For Gregg Rolie, then serving as the singer/keyboardist in Santana, Woodstock didn’t exactly loom large. In fact, as the festival — which started 45 years ago on August 15, 1969 — grew to truly epic proportions, Rolie was mostly concentrating on the music.
It was only later that he understood the magnitude of what had just happened.
“At the time,” Rolie tells us in an exclusive Something Else! Sitdown, “it was just another festival. We flew in and we played, then stayed and saw Sly Stone — who was awesome. But as we drove out, we started passing all of these people, 500,000 people. That’s when it dawned on me. If I had known what it was going to be, I might have been scared. At the time, we thought of it as just another gig. It turned out to be the mother of all of them.”

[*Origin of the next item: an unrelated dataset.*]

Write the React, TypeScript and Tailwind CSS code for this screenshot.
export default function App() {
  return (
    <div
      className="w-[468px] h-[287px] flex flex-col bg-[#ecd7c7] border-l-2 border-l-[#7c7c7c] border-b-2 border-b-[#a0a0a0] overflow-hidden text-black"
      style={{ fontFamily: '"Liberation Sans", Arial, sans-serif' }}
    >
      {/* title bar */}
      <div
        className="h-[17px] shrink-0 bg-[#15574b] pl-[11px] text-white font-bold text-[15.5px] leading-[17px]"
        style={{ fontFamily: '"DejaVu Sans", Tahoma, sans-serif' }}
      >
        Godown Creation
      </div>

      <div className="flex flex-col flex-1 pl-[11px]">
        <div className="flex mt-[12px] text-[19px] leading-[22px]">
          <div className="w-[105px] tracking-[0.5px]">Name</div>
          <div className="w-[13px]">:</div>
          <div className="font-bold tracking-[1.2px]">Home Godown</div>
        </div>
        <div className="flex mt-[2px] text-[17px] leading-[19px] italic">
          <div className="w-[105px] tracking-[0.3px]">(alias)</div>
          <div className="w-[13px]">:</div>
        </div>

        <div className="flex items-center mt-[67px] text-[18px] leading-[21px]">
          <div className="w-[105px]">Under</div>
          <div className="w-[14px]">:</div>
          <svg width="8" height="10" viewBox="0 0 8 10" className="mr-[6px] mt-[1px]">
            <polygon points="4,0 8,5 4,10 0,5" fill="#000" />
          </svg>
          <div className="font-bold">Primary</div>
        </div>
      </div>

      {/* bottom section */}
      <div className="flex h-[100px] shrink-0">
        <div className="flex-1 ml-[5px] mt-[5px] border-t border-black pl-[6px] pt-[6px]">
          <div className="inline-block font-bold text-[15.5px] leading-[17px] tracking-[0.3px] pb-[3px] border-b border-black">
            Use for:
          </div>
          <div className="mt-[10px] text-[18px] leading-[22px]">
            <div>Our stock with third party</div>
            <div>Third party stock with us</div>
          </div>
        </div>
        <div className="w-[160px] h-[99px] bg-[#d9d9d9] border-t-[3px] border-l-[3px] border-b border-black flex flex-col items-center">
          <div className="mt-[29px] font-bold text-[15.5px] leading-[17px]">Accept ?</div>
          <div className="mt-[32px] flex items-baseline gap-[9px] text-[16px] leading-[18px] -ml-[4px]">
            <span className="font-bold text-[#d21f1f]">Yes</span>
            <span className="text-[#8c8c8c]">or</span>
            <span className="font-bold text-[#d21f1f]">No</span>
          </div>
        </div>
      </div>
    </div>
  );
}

Santana, then largely unknown outside of the Bay Area, took the stage at 2 p.m. Saturday — and, with “Soul Sacrifice,” quickly created one of the Woodstock’s signature moments. As this nearly relentless instrumental builds outward to Carlos Santana’s boiling, then angular bursts of guitar from a house-levelling rhythmic core, the legend of Santana is born right before our eyes.

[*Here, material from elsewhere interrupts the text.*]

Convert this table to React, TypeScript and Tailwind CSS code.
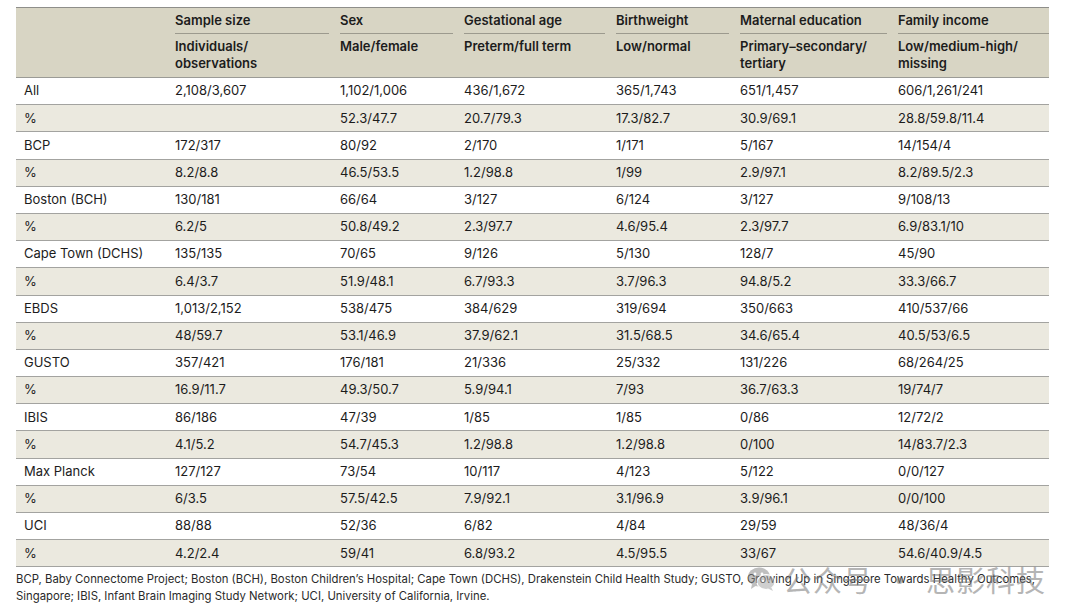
const cols = 'grid w-[1033px] grid-cols-[159px_165px_124px_152px_124px_158px_151px]';

const heads = [
  ['Sample size', 'Individuals/ observations'],
  ['Sex', 'Male/female'],
  ['Gestational age', 'Preterm/full term'],
  ['Birthweight', 'Low/normal'],
  ['Maternal education', 'Primary–secondary/ tertiary'],
  ['Family income', 'Low/medium-high/ missing'],
];

const rows: string[][] = [
  ['All', '2,108/3,607', '1,102/1,006', '436/1,672', '365/1,743', '651/1,457', '606/1,261/241'],
  ['%', '', '52.3/47.7', '20.7/79.3', '17.3/82.7', '30.9/69.1', '28.8/59.8/11.4'],
  ['BCP', '172/317', '80/92', '2/170', '1/171', '5/167', '14/154/4'],
  ['%', '8.2/8.8', '46.5/53.5', '1.2/98.8', '1/99', '2.9/97.1', '8.2/89.5/2.3'],
  ['Boston (BCH)', '130/181', '66/64', '3/127', '6/124', '3/127', '9/108/13'],
  ['%', '6.2/5', '50.8/49.2', '2.3/97.7', '4.6/95.4', '2.3/97.7', '6.9/83.1/10'],
  ['Cape Town (DCHS)', '135/135', '70/65', '9/126', '5/130', '128/7', '45/90'],
  ['%', '6.4/3.7', '51.9/48.1', '6.7/93.3', '3.7/96.3', '94.8/5.2', '33.3/66.7'],
  ['EBDS', '1,013/2,152', '538/475', '384/629', '319/694', '350/663', '410/537/66'],
  ['%', '48/59.7', '53.1/46.9', '37.9/62.1', '31.5/68.5', '34.6/65.4', '40.5/53/6.5'],
  ['GUSTO', '357/421', '176/181', '21/336', '25/332', '131/226', '68/264/25'],
  ['%', '16.9/11.7', '49.3/50.7', '5.9/94.1', '7/93', '36.7/63.3', '19/74/7'],
  ['IBIS', '86/186', '47/39', '1/85', '1/85', '0/86', '12/72/2'],
  ['%', '4.1/5.2', '54.7/45.3', '1.2/98.8', '1.2/98.8', '0/100', '14/83.7/2.3'],
  ['Max Planck', '127/127', '73/54', '10/117', '4/123', '5/122', '0/0/127'],
  ['%', '6/3.5', '57.5/42.5', '7.9/92.1', '3.1/96.9', '3.9/96.1', '0/0/100'],
  ['UCI', '88/88', '52/36', '6/82', '4/84', '29/59', '48/36/4'],
  ['%', '4.2/2.4', '59/41', '6.8/93.2', '4.5/95.5', '33/67', '54.6/40.9/4.5'],
];

function WeChatIcon() {
  return (
    <svg width="30" height="28" viewBox="0 0 30 28">
      <ellipse cx="12" cy="12" rx="11" ry="9.5" fill="#8c8c8c" />
      <path d="M5 19 L4 24 L10 20 Z" fill="#8c8c8c" />
      <ellipse cx="19" cy="17" rx="9" ry="7.5" fill="#a8a8a8" stroke="#fff" strokeWidth="1.2" />
      <path d="M24 22 L26 26 L21 23.5 Z" fill="#a8a8a8" />
      <circle cx="8" cy="9" r="1.4" fill="#fff" />
      <circle cx="15" cy="9" r="1.4" fill="#fff" />
      <circle cx="16" cy="16" r="1.1" fill="#fff" />
      <circle cx="22" cy="16" r="1.1" fill="#fff" />
    </svg>
  );
}

export default function App() {
  return (
    <div className="relative w-[1080px] h-[615px] bg-white text-[#1c1c1c] font-['Inter','Liberation_Sans',sans-serif] overflow-hidden">
      <div className="pt-[7px] pl-[16px]">
        {/* header */}
        <div className={`${cols} bg-[#d8d5c4] border-t-[1.5px] border-[#8e8e8a] border-b-[1.5px] border-b-[#9b9b96] h-[71px]`}>
          <div />
          {heads.map(([top, sub], i) => (
            <div key={top} className="flex flex-col">
              <div className={`h-[26px] flex items-center border-b border-[#9c9a8e] text-[13px] font-semibold ${i === 5 ? '' : 'mr-[11px]'}`}>
                {top}
              </div>
              <div className="pt-[4px] text-[13px] leading-[17px] font-semibold pr-4">{sub}</div>
            </div>
          ))}
        </div>
        {/* body */}
        {rows.map((r, i) => (
          <div
            key={i}
            className={`${cols} h-[27.2px] items-center text-[13px] border-b-[1.5px] border-[#a3a3a0] ${i % 2 === 1 ? 'bg-[#ebe9df]' : 'bg-white'}`}
          >
            {r.map((c, j) => (
              <div key={j} className={j === 0 ? 'pl-[8px]' : ''}>{c}</div>
            ))}
          </div>
        ))}
      </div>
      <div className="pl-[16px] pt-[4px] text-[11.35px] leading-[17px] text-[#2a2a2a] whitespace-nowrap">
        <p>BCP, Baby Connectome Project; Boston (BCH), Boston Children’s Hospital; Cape Town (DCHS), Drakenstein Child Health Study; GUSTO, Growing Up in Singapore Towards Healthy Outcomes,</p>
        <p>Singapore; IBIS, Infant Brain Imaging Study Network; UCI, University of California, Irvine.</p>
      </div>
      {/* watermark */}
      <div className="absolute right-[34px] top-[561px] flex items-center gap-[6px] opacity-55 text-[#7a7a7a] text-[29px] leading-[36px] whitespace-nowrap font-['Noto_Sans_CJK_SC',sans-serif] pointer-events-none">
        <WeChatIcon />
        <span className="tracking-[1px]">公众号</span>
        <span className="mx-[6px]">·</span>
        <span className="tracking-[1px]">思影科技</span>
      </div>
    </div>
  );
}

“That song is just infectious, and I think that’s the reason it connected with that generation and the generation that came after,” Rolie says. “I co-wrote and co-arranged it. The rhythm is unbelievable. That was all built on jamming, and that was the way we played. We made parts out of the things we jammed. It’s become a classic; I hate to use that term, but it has. At the time, though, we were just trying to connect — and we did.”
Later that same month, Santana released its self-titled debut album, which went to No. 4 on the Billboard charts while placing “Evil Ways” in the U.S. Top 10. The charttopping follow ups Abraxas (home to “Black Magic Woman” and “Oye Como Va”) and Santana III (“No One to Depend On”) would follow in 1970-71, and then Caravanserai in 1972 — though, at that point, the Woodstock-era lineup had begun to splinter.
The results swerved away from their Latin rock core into more fusion-focused sounds, and several of the core group became disinterested. As things began to change in Santana, though, the next big thing presented itself to Rolie. One of the new faces was a youngster named Neal Schon. Together, they would split off to form Journey.
“In Santana, Carlos was trying to play jazz, and quite frankly I can listen to it, but I’m not a jazz player. Nobody in the band was, including Carlos,” Rolie says. “The stuff we were playing, it was like we were leaving back the audience we built. It’s not what I would have done, so I left and Neal left — everybody left.”
Fast forward more than four decades, and Schon has engineered a long-awaited reunion of Santana, Rolie and fellow Woodstock vets Mike Shrieve and Mike Carabello for a new studio effort. Bassist David Brown passed in 2000; he’s been replaced by Benny Rietveld, a 1990s-era member of Santana’s band. The project is reportedly going to be titled Santana IV.